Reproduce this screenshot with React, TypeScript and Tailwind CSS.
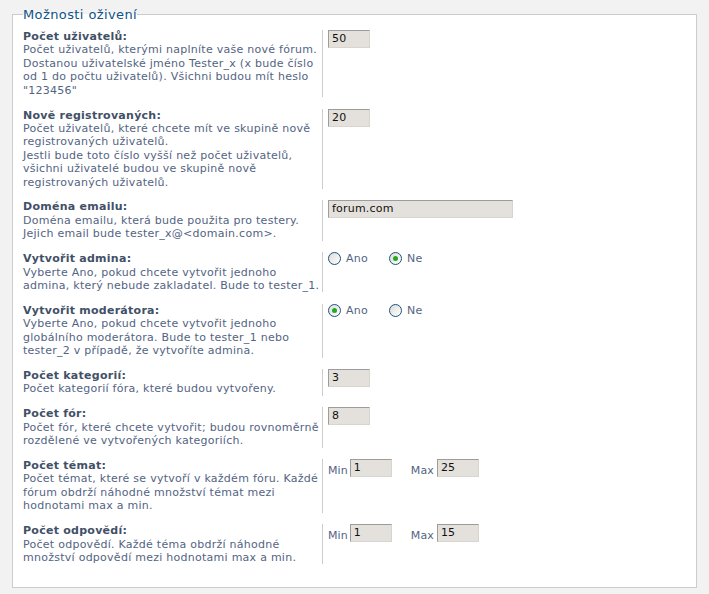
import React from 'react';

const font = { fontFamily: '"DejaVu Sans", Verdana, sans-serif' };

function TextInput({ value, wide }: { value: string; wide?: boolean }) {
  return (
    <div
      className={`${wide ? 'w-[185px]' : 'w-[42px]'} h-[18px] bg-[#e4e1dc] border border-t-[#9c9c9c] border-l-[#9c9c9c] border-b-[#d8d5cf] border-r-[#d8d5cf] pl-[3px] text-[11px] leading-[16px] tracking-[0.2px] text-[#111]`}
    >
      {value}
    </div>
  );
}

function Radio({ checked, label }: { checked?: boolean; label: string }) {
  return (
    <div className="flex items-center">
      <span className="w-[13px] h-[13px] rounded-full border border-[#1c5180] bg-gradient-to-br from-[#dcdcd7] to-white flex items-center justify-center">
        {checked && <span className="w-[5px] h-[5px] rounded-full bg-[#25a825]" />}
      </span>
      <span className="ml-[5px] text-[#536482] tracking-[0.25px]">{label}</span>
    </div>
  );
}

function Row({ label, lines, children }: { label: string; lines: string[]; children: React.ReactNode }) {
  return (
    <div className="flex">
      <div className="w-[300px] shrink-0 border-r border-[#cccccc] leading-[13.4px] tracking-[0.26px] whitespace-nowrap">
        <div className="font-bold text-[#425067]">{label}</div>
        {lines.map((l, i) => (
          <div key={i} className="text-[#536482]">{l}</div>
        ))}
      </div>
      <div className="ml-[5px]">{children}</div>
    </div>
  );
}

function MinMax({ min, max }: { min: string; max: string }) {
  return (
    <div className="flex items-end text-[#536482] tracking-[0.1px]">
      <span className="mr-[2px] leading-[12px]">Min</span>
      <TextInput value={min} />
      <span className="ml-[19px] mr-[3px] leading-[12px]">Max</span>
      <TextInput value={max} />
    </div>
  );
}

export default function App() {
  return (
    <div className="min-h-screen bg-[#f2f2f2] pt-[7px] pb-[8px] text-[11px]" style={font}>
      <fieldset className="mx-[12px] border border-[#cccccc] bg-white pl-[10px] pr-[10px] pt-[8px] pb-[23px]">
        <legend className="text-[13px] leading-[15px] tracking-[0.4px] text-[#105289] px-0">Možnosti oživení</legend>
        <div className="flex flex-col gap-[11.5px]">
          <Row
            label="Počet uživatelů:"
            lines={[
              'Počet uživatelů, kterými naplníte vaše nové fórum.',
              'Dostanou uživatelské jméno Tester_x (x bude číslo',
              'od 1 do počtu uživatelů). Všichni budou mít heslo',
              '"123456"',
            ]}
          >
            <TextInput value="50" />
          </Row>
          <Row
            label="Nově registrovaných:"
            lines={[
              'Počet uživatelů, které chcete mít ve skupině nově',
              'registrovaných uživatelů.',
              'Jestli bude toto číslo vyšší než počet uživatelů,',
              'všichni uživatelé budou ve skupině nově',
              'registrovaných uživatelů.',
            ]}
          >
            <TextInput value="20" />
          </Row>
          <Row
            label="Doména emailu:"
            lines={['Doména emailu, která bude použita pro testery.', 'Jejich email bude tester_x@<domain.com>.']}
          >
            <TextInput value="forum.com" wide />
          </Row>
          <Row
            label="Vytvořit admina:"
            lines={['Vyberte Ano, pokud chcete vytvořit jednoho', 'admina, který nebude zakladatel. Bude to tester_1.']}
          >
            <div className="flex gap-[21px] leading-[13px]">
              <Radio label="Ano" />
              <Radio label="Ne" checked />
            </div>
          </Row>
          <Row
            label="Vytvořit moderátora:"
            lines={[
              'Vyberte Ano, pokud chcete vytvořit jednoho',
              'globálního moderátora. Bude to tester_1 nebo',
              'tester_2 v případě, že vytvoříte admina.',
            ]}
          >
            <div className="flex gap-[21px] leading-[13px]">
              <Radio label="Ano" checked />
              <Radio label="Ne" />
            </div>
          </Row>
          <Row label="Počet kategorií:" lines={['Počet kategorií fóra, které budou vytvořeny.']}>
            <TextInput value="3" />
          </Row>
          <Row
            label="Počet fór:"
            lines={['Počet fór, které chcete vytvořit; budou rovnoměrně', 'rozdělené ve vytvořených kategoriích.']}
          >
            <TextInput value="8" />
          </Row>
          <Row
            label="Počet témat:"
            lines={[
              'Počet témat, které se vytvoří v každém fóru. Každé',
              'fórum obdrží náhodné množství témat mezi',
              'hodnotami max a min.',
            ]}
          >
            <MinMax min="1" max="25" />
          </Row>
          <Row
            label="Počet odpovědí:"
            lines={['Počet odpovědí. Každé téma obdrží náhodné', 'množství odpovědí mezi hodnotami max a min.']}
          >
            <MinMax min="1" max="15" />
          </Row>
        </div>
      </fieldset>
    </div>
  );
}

==========

(Aim) Give only the number of lines in the preceding material that contain the string "React".

(Result) 3